また2005年に中国は反国家分裂法を制定し、台湾の独立の動きに武力で対処することを法律に盛り込んでいます。こうした状況で、独立を目指す、あるいは最低でも現状維持を目指す台湾の人々は究極のところ、日米の力に頼るほかありません。そして、台湾独立を期する人々の英雄である李登輝元総統は近著の中で安倍首相を高く評価しています。その要は集団的自衛権に他なりません。

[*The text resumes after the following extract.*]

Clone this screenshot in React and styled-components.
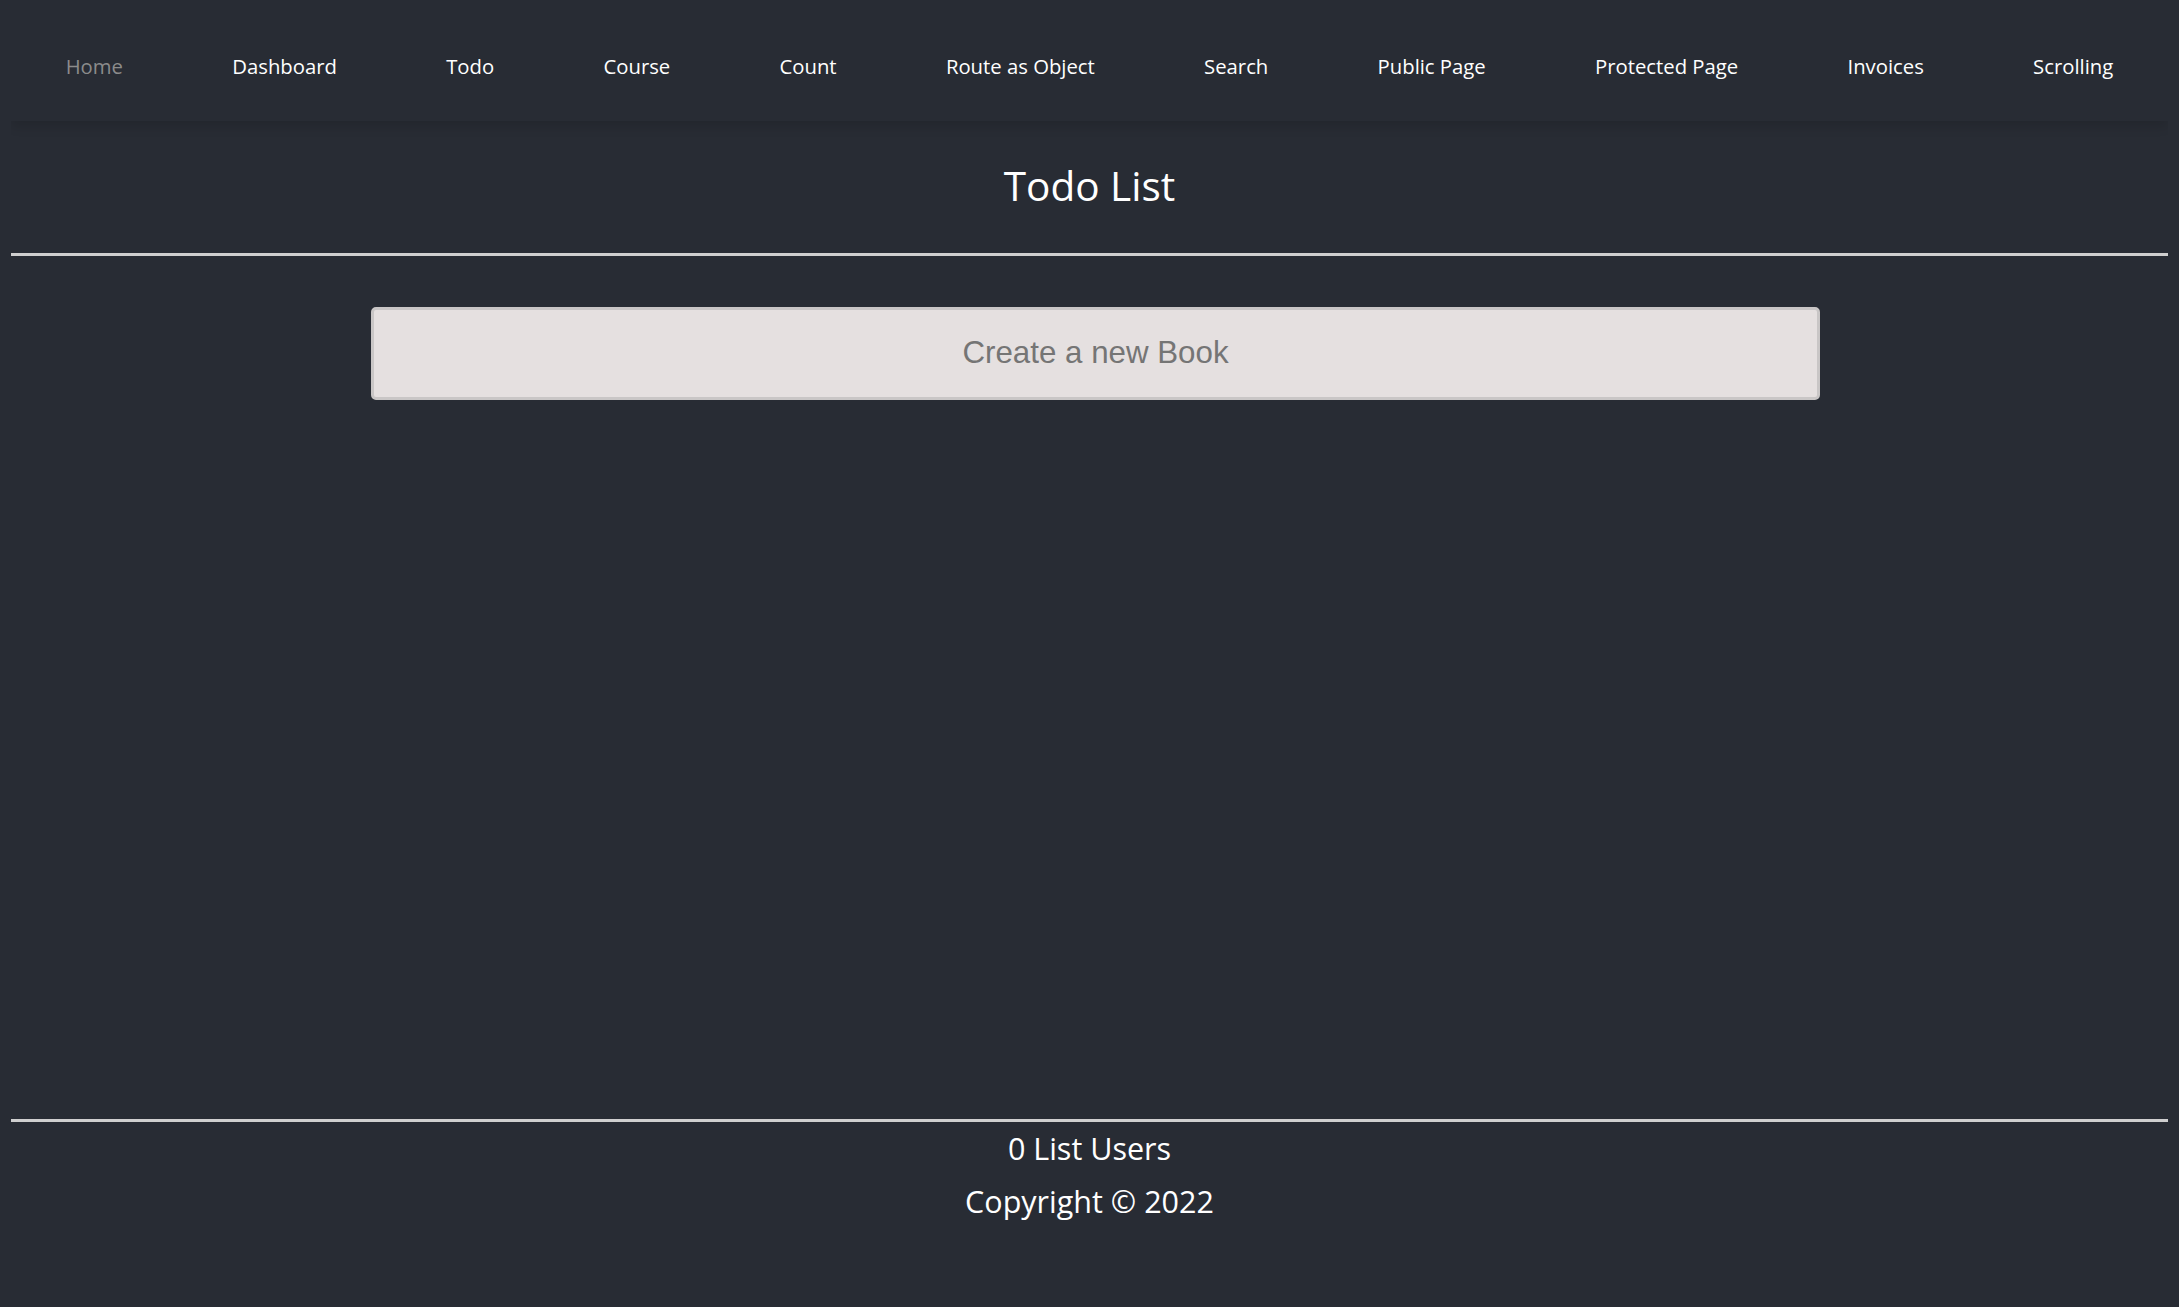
import styled, { createGlobalStyle } from "styled-components";

const GlobalStyle = createGlobalStyle`
  html, body {
    background-color: #282c34;
  }
  body {
    margin: 11px;
    font-family: "Open Sans", "Noto Sans", sans-serif;
    color: #ffffff;
  }
`;

const links = [
  "Home",
  "Dashboard",
  "Todo",
  "Course",
  "Count",
  "Route as Object",
  "Search",
  "Public Page",
  "Protected Page",
  "Invoices",
  "Scrolling",
];

const NavBar = styled.nav`
  height: 110px;
  display: flex;
  align-items: center;
  justify-content: space-around;
  background-color: #282c34;
  box-shadow: 0 6px 10px rgba(0, 0, 0, 0.12);
`;

const NavLink = styled.a`
  font-size: 20.3px;
  text-decoration: none;
  color: ${(p) => (p.$active ? "#8b8b8b" : "#ffffff")};
  cursor: pointer;
`;

const Main = styled.main`
  padding-top: 41px;
  min-height: 998px;
  box-sizing: border-box;
`;

const Title = styled.h1`
  margin: 0;
  font-size: 40.5px;
  font-weight: 400;
  line-height: 48.6px;
  text-align: center;
`;

const Rule = styled.hr`
  margin: ${(p) => p.$top}px 0 0;
  border: none;
  height: 3px;
  background-color: #cfcfcf;
`;

const FormRow = styled.form`
  display: flex;
  justify-content: center;
  padding-left: 12px;
  margin-top: 51px;
`;

const BookInput = styled.input`
  box-sizing: border-box;
  width: 1449px;
  height: 93px;
  border: 3px solid #c9c6c6;
  border-radius: 5px;
  background-color: #e5e0e0;
  font-family: "Liberation Sans", Arial, sans-serif;
  font-size: 31.3px;
  text-align: center;
  color: #333;
  &::placeholder {
    color: #757575;
  }
  &:focus {
    outline: none;
  }
`;

const Footer = styled.footer`
  text-align: center;
`;

const FooterLine = styled.p`
  margin: 0;
  font-size: 30.5px;
  line-height: 53px;
`;

export default function App() {
  return (
    <>
      <GlobalStyle />
      <NavBar>
        {links.map((name, i) => (
          <NavLink key={name} $active={i === 0} href="#">
            {name}
          </NavLink>
        ))}
      </NavBar>
      <Main>
        <Title>Todo List</Title>
        <Rule $top={42} />
        <FormRow onSubmit={(e) => e.preventDefault()}>
          <BookInput type="text" placeholder="Create a new Book" />
        </FormRow>
      </Main>
      <Footer>
        <Rule $top={0} />
        <FooterLine>0 List Users</FooterLine>
        <FooterLine>Copyright © 2022</FooterLine>
      </Footer>
    </>
  );
}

こうした中で野党と言っても与党と外交防衛政策で大差のない野田派に属し、今回、代表に就任した蓮舫氏ですが、いったいどのような外交・防衛政策を掲げて、自民党と向き合うのでしょうか。共産党との野党共闘というより、むしろ自民党と連立政権を組んでもおかしくない布陣です。民進党が野党としてどのように再生を果たすつもりなのか、有権者は厳しく見ているはずです。